Most garage door website headlines describe the business. "Serving [City] Since 2005." "Quality You Can Trust." These don't make anyone feel anything.

The best headlines speak to the outcome the customer wants or the problem they're trying to solve. "We Fix Broken Garage Doors Fast — Same-Day Repair Service Available." "Upgrade Your Home's Curb Appeal with a Beautiful New Garage Door."

You don't need a developer to test this. Swap the headline, run it for 30 days, and watch your engagement metrics. It costs nothing and the upside can be significant.
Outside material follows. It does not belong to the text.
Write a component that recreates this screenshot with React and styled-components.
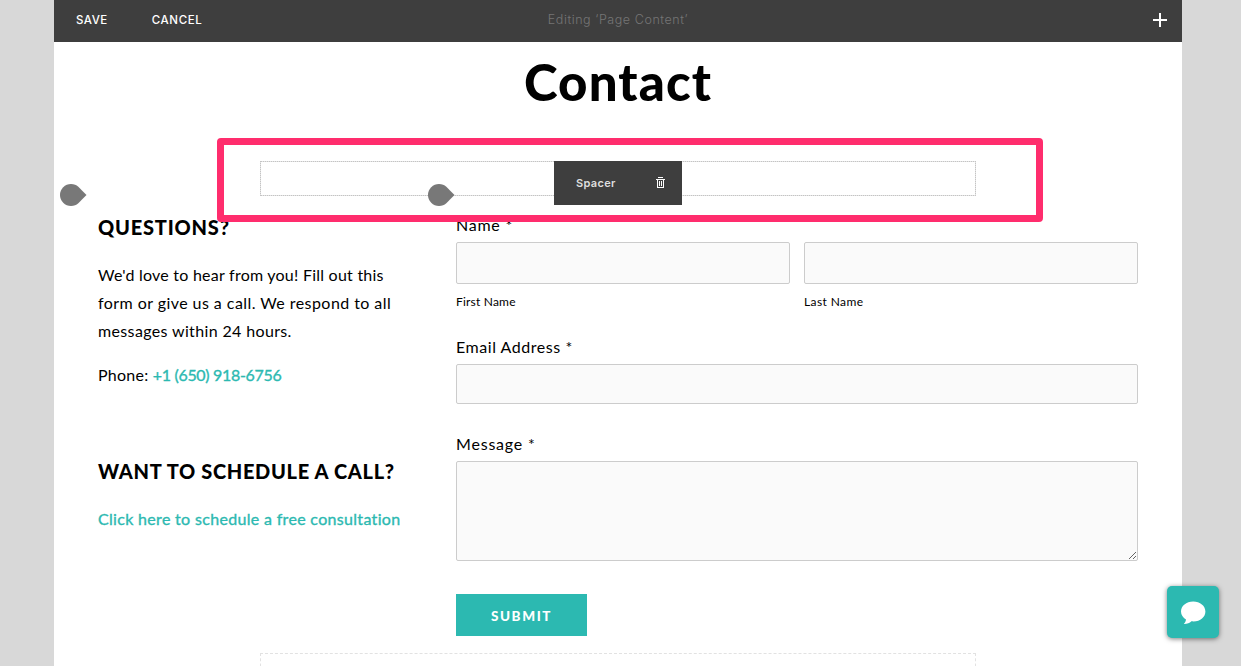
import styled, { createGlobalStyle } from "styled-components";

const GlobalStyle = createGlobalStyle`
  * {
    box-sizing: border-box;
  }
  body {
    margin: 0;
    background-color: #d8d8d8;
    font-family: Lato, "Liberation Sans", sans-serif;
    color: #000;
    overflow: hidden;
  }
`;
const Page = styled.div`
  position: relative;
  width: 1128px;
  height: 666px;
  margin-left: 54px;
  background-color: #fff;
  overflow: hidden;
`;
const Toolbar = styled.div`
  display: grid;
  grid-template-columns: 1fr auto 1fr;
  align-items: center;
  height: 42px;
  padding: 0 15px 2px;
  background-color: #3e3e3e;
`;
const Actions = styled.div`
  display: flex;
  gap: 44px;
  padding-left: 7px;
`;
const Action = styled.button`
  padding: 0;
  border: none;
  background: none;
  color: #fff;
  font-family: Inter, sans-serif;
  font-size: 11.5px;
  font-weight: 500;
  line-height: 16px;
  letter-spacing: ${(props) => props.spacing};
`;
const Status = styled.span`
  padding-bottom: 1px;
  color: #757575;
  font-family: Inter, sans-serif;
  font-size: 12.5px;
  font-weight: 300;
  letter-spacing: 0.57px;
`;
const AddButton = styled.button`
  justify-self: end;
  display: flex;
  padding: 0;
  border: none;
  background: none;
`;
const Title = styled.h1`
  margin: 0;
  height: 119px;
  padding-top: 10px;
  font-size: 51px;
  font-weight: 900;
  line-height: 60px;
  letter-spacing: 1.1px;
  text-align: center;
`;
const Spacer = styled.div`
  position: relative;
  width: 716px;
  height: 35px;
  margin: 0 auto;
  border: 1px dotted #c4c4c4;
  background: linear-gradient(#fff, #fff) padding-box, #e4e4e4 border-box;
`;
const SpacerMenu = styled.div`
  position: absolute;
  top: -1px;
  left: 293px;
  z-index: 2;
  display: flex;
  align-items: center;
  justify-content: space-between;
  width: 128px;
  height: 44px;
  padding: 0 16px 0 22px;
  background-color: #3e3e3e;
  color: #dedede;
  font-family: Inter, sans-serif;
  font-size: 11px;
  font-weight: 600;
  letter-spacing: 0.35px;
`;
const Highlight = styled.div`
  position: absolute;
  top: 138px;
  left: 163px;
  z-index: 3;
  width: 826px;
  height: 84px;
  border: 7px solid #ff2d6d;
  border-radius: 4px;
  pointer-events: none;
`;
const Marker = styled.svg`
  position: absolute;
  top: 184px;
  left: ${(props) => props.$left};
  z-index: 2;
`;
const Columns = styled.div`
  display: grid;
  grid-template-columns: 314px 682px;
  column-gap: 44px;
  padding: 15px 44px 0;
`;
const Info = styled.div`
  padding-top: 2px;
`;
const Heading = styled.h2`
  margin: 0 0 20px;
  font-size: 20px;
  font-weight: 900;
  line-height: 28px;
  letter-spacing: ${(props) => props.spacing};
  white-space: nowrap;
`;
const Text = styled.p`
  margin: 0 0 ${(props) => props.$gap || "16px"};
  font-size: 16px;
  line-height: 28px;
  white-space: nowrap;
`;
const Line = styled.span`
  display: ${(props) => (props.$inline ? "inline" : "block")};
  letter-spacing: ${(props) => props.spacing};
`;
const Anchor = styled.a`
  color: #2cb9b1;
  -webkit-text-stroke: 0.35px #2cb9b1;
  letter-spacing: ${(props) => props.spacing};
`;
const Form = styled.form`
  display: flex;
  flex-direction: column;
`;
const Label = styled.label`
  margin-bottom: 3px;
  font-size: 16px;
  line-height: 28px;
  letter-spacing: ${(props) => props.spacing};
`;
const NameFields = styled.div`
  display: grid;
  grid-template-columns: 1fr 1fr;
  gap: 14px;
  margin-bottom: 21px;
`;
const Field = styled.label`
  display: flex;
  flex-direction: column;
  gap: 8px;
  font-size: 12px;
  line-height: 20px;
  letter-spacing: ${(props) => props.spacing};
`;
const Input = styled.input`
  width: 100%;
  height: ${(props) => props.$height};
  margin-bottom: ${(props) => props.$gap || 0};
  border: 1px solid #ccc;
  border-radius: 2px;
  background-color: #fafafa;
`;
const TextArea = styled.textarea`
  display: block;
  width: 100%;
  height: 100px;
  margin-bottom: 33px;
  border: 1px solid #ccc;
  border-radius: 2px;
  background-color: #fafafa;
`;
const Submit = styled.button`
  width: 131px;
  height: 42px;
  padding: 1px 0 0;
  border: none;
  background-color: #2cb9b1;
  color: #fff;
  font-family: inherit;
  font-size: 13.5px;
  font-weight: 900;
  letter-spacing: 1.6px;
`;
const DropZone = styled.div`
  width: 716px;
  height: 40px;
  margin: 17px auto 0;
  border: 1px dashed #e2e2e2;
`;
const ChatButton = styled.button`
  position: fixed;
  top: 586px;
  left: 1167px;
  display: flex;
  align-items: center;
  justify-content: center;
  width: 52px;
  height: 52px;
  padding: 1px 0 0;
  border: none;
  border-radius: 5px;
  background-color: #2cb9b1;
  box-shadow: 0 1px 5px rgba(0, 0, 0, 0.5);
`;

function DropMarker({ left }) {
  return (
    <Marker $left={left} width="27" height="22" viewBox="0 0 27 22">
      <path
        fill="#787878"
        d="M11 0a11 11 0 1 0 0 22c3 0 5.400-1 7.300-2.800L26.500 11 18.300 2.800C16.400 1 14 0 11 0z"
      />
    </Marker>
  );
}

function App() {
  return (
    <>
      <GlobalStyle />
      <Page>
        <Toolbar>
          <Actions>
            <Action spacing="0.5px">SAVE</Action>
            <Action spacing="0.6px">CANCEL</Action>
          </Actions>
          <Status>Editing ‘Page Content’</Status>
          <AddButton aria-label="Add">
            <svg width="14" height="14" viewBox="0 0 14 14">
              <path d="M6 0h2v6h6v2H8v6H6V8H0V6h6z" fill="#fff" />
            </svg>
          </AddButton>
        </Toolbar>
        <Title>Contact</Title>
        <Spacer>
          <SpacerMenu>
            Spacer
            <svg width="11" height="12" viewBox="0 0 11 12" fill="#fff">
              <path d="M3 0h5v1H3zM1 2h9v1H1zM2 3h1v8H2zM8 3h1v8H8zM2 10h7v1H2zM4 4h1v5H4zM6 4h1v5H6z" />
            </svg>
          </SpacerMenu>
        </Spacer>
        <Columns>
          <Info>
            <Heading spacing="0.8px">QUESTIONS?</Heading>
            <Text>
              <Line spacing="0.24px">We'd love to hear from you! Fill out this</Line>
              <Line spacing="0.44px">form or give us a call. We respond to all</Line>
              <Line spacing="0.36px">messages within 24 hours.</Line>
            </Text>
            <Text $gap="68px">
              <Line $inline spacing="0.25px">Phone: </Line>
              <Anchor spacing="-0.32px">+1 (650) 918-6756</Anchor>
            </Text>
            <Heading spacing="0.67px">WANT TO SCHEDULE A CALL?</Heading>
            <Text>
              <Anchor spacing="0.32px">Click here to schedule a free consultation</Anchor>
            </Text>
          </Info>
          <Form>
            <Label spacing="0.75px">Name *</Label>
            <NameFields>
              <Field spacing="0.2px">
                <Input $height="42px" />
                First Name
              </Field>
              <Field spacing="0.4px">
                <Input $height="42px" />
                Last Name
              </Field>
            </NameFields>
            <Label spacing="0.55px">Email Address *</Label>
            <Input $height="40px" $gap="26px" />
            <Label spacing="0.8px">Message *</Label>
            <TextArea />
            <Submit type="button">SUBMIT</Submit>
          </Form>
        </Columns>
        <DropZone />
        <DropMarker left="6px" />
        <DropMarker left="374px" />
        <Highlight />
      </Page>
      <ChatButton aria-label="Chat">
        <svg width="26" height="24" viewBox="0 0 26 24">
          <path
            fill="#fff"
            d="M13.200 0.500C6.300 0.500 1 4.900 1 10.500c0 3.400 2 6.200 5 8-.2 1.700-1 3.200-2.200 4.600 3.300.1 5.800-1 7.600-2.800 8.100.9 14-3.700 14-9.800 0-5.600-5.300-10-12.200-10z"
          />
        </svg>
      </ChatButton>
    </>
  );
}

export default App;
  1. Add a Text Option to Your Contact Methods
    A lot of people — especially younger customers — would rather text than call. If you're only offering a phone number and a long contact form, you're creating friction for an entire segment of your market.

Adding "Text us photos of your garage door issue at [number] for a quick quote" to your website, Google profile, and social pages is a low-effort change that can open up a whole new lead channel. Tools like Google Voice, SimpleTexting, or even a dedicated business line through your existing carrier make this easy to set up.

Less friction = more conversations = more booked repairs.

  1. Follow Up One More Time Than You Think You Should
    This one isn't a tool or a setting — it's a habit. And it might be the most valuable tweak on this entire list.

Most garage door companies give up on a lead after sending one installation quote. The research says most sales happen between the fifth and eighth contact. That gap is where thousands of dollars in new door sales get left on the table every single day.

If someone requested a door replacement estimate or showed interest and went quiet — follow up again. And then again. A simple "Hey, just wanted to make sure this garage door design quote didn't get buried — still happy to help if you have any questions" has closed deals that were considered dead.

Persistence, done politely, is a superpower.

The Bottom Line
None of these changes require a big budget, a marketing degree, or a complete overhaul of how you do business. They require about 20 minutes each and a willingness to treat the details like they matter.

Because they do.

Pick two or three from this list and implement them this week. Then come back and do two or three more. In 60 days, you'll have a garage door business that converts better, follows up smarter, and makes a stronger impression at every single touchpoint.

That's not a small thing. That's everything.